La aldaba
Carlos Navarro Antolín
¡Anda, jaleo, jaleo!
de poco un todo
UNA frase con gran predicamento proclama solemnemente que "en España no cabe un tonto más". Su éxito se explica porque acopla a la perfección la afición hispánica por la auto denostación con la autoridad sagrada de la Biblia, que cifra el número de los tontos como infinito, nada menos. Aunque como el mensaje bíblico es universal, quizá España no sea tan diferente al resto.
De hecho, aquí lo que nos sobran son listos. El listillo endógeno es especie tan extendida que acaba compensando a la del tonto indígena. La correspondencia se ve especialmente bien en los casos de corrupción, donde hay unos tontos que sueltan y unos listos que trincan, como dos caras de una misma moneda; hasta que la Guardia Civil es la que trinca, y entonces los listos aparecen como tontos y los tontos como irremediables.
Con esa compensación entre listos y tontos, se equilibra la cuenta. Por eso creo que en España lo que en verdad no cabe es un inútil más. Y es gravísimo. Nuestros índices de productividad están por los suelos, pero miras alrededor y te extrañas de que todavía sean índices y no pulgares apuntando hacia abajo, como en el circo romano. ¿Cuántas veces hay que ir como media en España a un organismo o empresa para hacer una gestión? ¿Hay alguna estadística que compare esa media con la de otros países de nuestro entorno? Sería sintomática. Desayunos intempestivos, absurdos requisitos, programas informáticos que se cuelgan o se caen, despistes, equivocaciones, fechas de entrega traspapeladas, impuntualidades, malos humores, malentendidos, etc, son parte de nuestro paisaje cotidiano. Y no pasa sólo con los funcionarios, que se llevan la fama, sino con grandes empresas, que escardan la lana, pero que fallan como los demás o más y peor.

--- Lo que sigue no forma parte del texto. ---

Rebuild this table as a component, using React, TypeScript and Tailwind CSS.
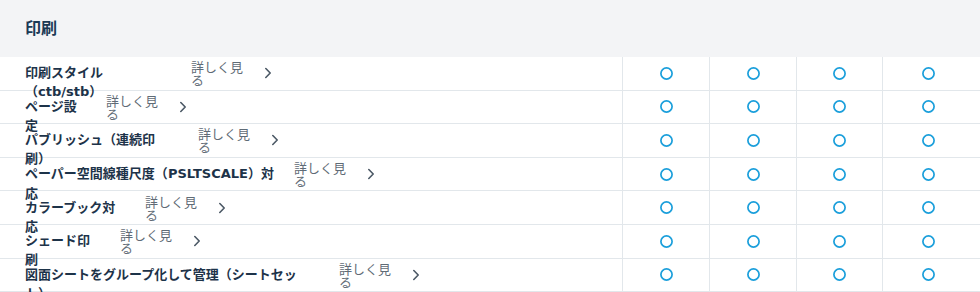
import React from "react";

const rows: { label: string; w: number }[] = [
  { label: "印刷スタイル（ctb/stb）", w: 146 },
  { label: "ページ設定", w: 61 },
  { label: "パブリッシュ（連続印刷）", w: 153 },
  { label: "ペーパー空間線種尺度（PSLTSCALE）対応", w: 249 },
  { label: "カラーブック対応", w: 100 },
  { label: "シェード印刷", w: 75 },
  { label: "図面シートをグループ化して管理（シートセット）", w: 294 },
];

function Label({ text }: { text: string }) {
  const parts = text.split(/([A-Za-z0-9/]+)/);
  return (
    <>
      {parts.map((p, i) =>
        /^[A-Za-z0-9/]+$/.test(p) ? (
          <span key={i} className="font-['DejaVu_Sans',sans-serif]">
            {p}
          </span>
        ) : (
          <React.Fragment key={i}>{p}</React.Fragment>
        )
      )}
    </>
  );
}

function Circle() {
  return (
    <svg width="15" height="15" viewBox="0 0 15 15">
      <circle cx="7.5" cy="7.5" r="5.6" fill="none" stroke="#1b9fdb" strokeWidth="1.7" />
    </svg>
  );
}

function Chevron() {
  return (
    <svg width="8" height="12" viewBox="0 0 8 12" className="shrink-0">
      <path d="M1.8 1.5 L6.2 6 L1.8 10.5" fill="none" stroke="#4b5865" strokeWidth="1.6" strokeLinecap="round" strokeLinejoin="round" />
    </svg>
  );
}

export default function App() {
  return (
    <div className="w-[980px] h-[292px] overflow-hidden bg-white font-['Noto_Sans_CJK_JP',sans-serif] [text-spacing-trim:space-all]">
      <div className="h-[57px] bg-[#f3f4f6] flex items-center px-[25px] pb-[3px]">
        <h2 className="text-[16px] font-bold text-[#1b3a55] leading-none">印刷</h2>
      </div>
      {rows.map((r, i) => (
        <div
          key={i}
          className="grid grid-cols-[622px_87px_87px_86px_92px] h-[33.6px] border-b border-[#e2e7eb]"
        >
          <div className="flex items-center pl-[25px]">
            <div
              className="h-[19px] leading-[19px] text-[13px] font-bold text-[#1d3349] shrink-0 -mt-[3px] [text-spacing-trim:space-all]"
              style={{ width: r.w }}
            >
              <Label text={r.label} />
            </div>
            <a className="ml-5 w-[54px] shrink-0 text-[13px] leading-[13px] text-[#5f6b76]">詳しく見る</a>
            <span className="ml-[19px] flex items-center">
              <Chevron />
            </span>
          </div>
          {[0, 1, 2, 3].map((c) => (
            <div key={c} className="flex items-center justify-center border-l border-[#e2e7eb]">
              <Circle />
            </div>
          ))}
        </div>
      ))}
    </div>
  );
}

La inutilidad se expande exponencialmente. Las personas que han sufrido una incompetencia llegan a sus trabajos tarde, alteradas, renqueando, con muchas más posibilidades de transformarse a su vez en ineptos. La inutilidad es una epidemia contagiosa por contacto. Si esto fuese una carta al director, pondría ahora ejemplos muy concretos de empresas ineficientes y de servicios de atención al cliente que maltratan al ciudadano con un regodeo casi sádico. Pero siendo un artículo no me queda más remedio que terminar examinando mi conciencia y, de rebote, la suya, querido lector.
Con la ineficacia puede pasarnos que lamentemos la ajena y no caigamos en la cuenta de la propia, como diagnosticó Flaubert del egoísmo. Siempre recuerdo aquel electricista que se llevó media mañana protestando -cobraba por horas- de cómo habían dejado de sucia la casa los albañiles. Cuando se fue, vi que todo estaba lleno de las mondaduras de colores de los cables y de las fundas de cartón y de las bolsas de plástico de las bombillas. Si este artículo no le ha resultado un poco útil o al menos limpio, puede darme usted un buen tirón de orejas.